Fog often means delay. Cancellation depends on how long the low-visibility period lasts and how it interacts with crew duty limits, inbound aircraft timing, and runway flow. Some foggy mornings clear quickly and the day runs close to normal by mid-morning.

Planes “Need To See” To Fly

Airliners operate under instrument flight rules for most departures and arrivals at major airports. That training is built around flying in clouds and low visibility. The hard part in fog is ground movement and runway alignment, not the climb once airborne.

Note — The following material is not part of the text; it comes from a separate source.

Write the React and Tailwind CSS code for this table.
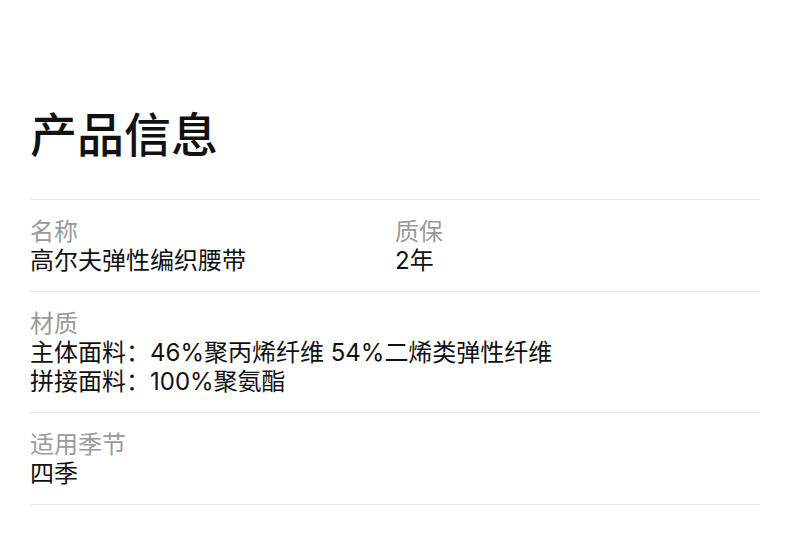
const rows = [
  {
    cols: [
      { label: "名称", value: ["高尔夫弹性编织腰带"] },
      { label: "质保", value: ["2年"] },
    ],
  },
  {
    cols: [
      {
        label: "材质",
        value: ["主体面料：46%聚丙烯纤维 54%二烯类弹性纤维", "拼接面料：100%聚氨酯"],
      },
    ],
  },
  { cols: [{ label: "适用季节", value: ["四季"] }] },
];

// Latin runs get a wider face like the reference
function Mixed({ text }) {
  const parts = text.split(/([0-9% ]+)/);
  return parts.map((p, i) =>
    /[0-9% ]/.test(p) ? (
      <span key={i} className="font-['Inter'] leading-none">
        {p}
      </span>
    ) : (
      <span key={i}>{p}</span>
    )
  );
}

export default function App() {
  return (
    <div
      className="min-h-screen w-full bg-white px-[30px] pt-[98px] text-[#111]"
      style={{ fontFamily: '"Noto Sans CJK SC", "Noto Sans", sans-serif' }}
    >
      <h1 className="text-[47px] leading-[68px] font-medium">产品信息</h1>

      <div className="mt-[33px] w-[730px] border-b border-[#e6e6e6]">
        {rows.map((row, i) => (
          <div key={i} className="grid grid-cols-2 border-t border-[#e6e6e6] pt-[15px] pb-[18px]">
            {row.cols.map((c) => (
              <div key={c.label} className={row.cols.length === 1 ? "col-span-2" : ""}>
                <div className="text-[24px] leading-[29px] text-[#9a9a9a]">{c.label}</div>
                {c.value.map((v) => (
                  <div key={v} className="text-[24px] leading-[29px] text-[#111] whitespace-pre">
                    <Mixed text={v} />
                  </div>
                ))}
              </div>
            ))}
          </div>
        ))}
      </div>
    </div>
  );
}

A Practical Way To Read A Fog Delay At The Gate

If you want a quick mental model while you’re waiting, use three questions:

  • Is the airport running low-visibility procedures? If yes, expect slower taxi and fewer departures per hour.
  • Are arrivals also stacked? If yes, departures may get fewer gaps to launch.
  • Is your aircraft already at the gate? If no, the delay can grow fast because you’re waiting on the inbound flight too.

Those three checks won’t give an exact takeoff time, but they’ll tell you if the delay is likely to be a short pause or a longer grind.

What To Expect On Board During A Foggy Departure

Fog changes the cabin experience in small ways. You may notice longer taxi time, more stops, and a slower roll onto the runway. Once the takeoff starts, it may feel normal, then you’ll see only gray out the window for a short stretch.

If the aircraft breaks above the fog layer quickly, the view can change in seconds. If the fog layer is thicker, you may stay in cloud longer. Either way, the crew is trained for it, and the departure path is flown on instruments with published procedures.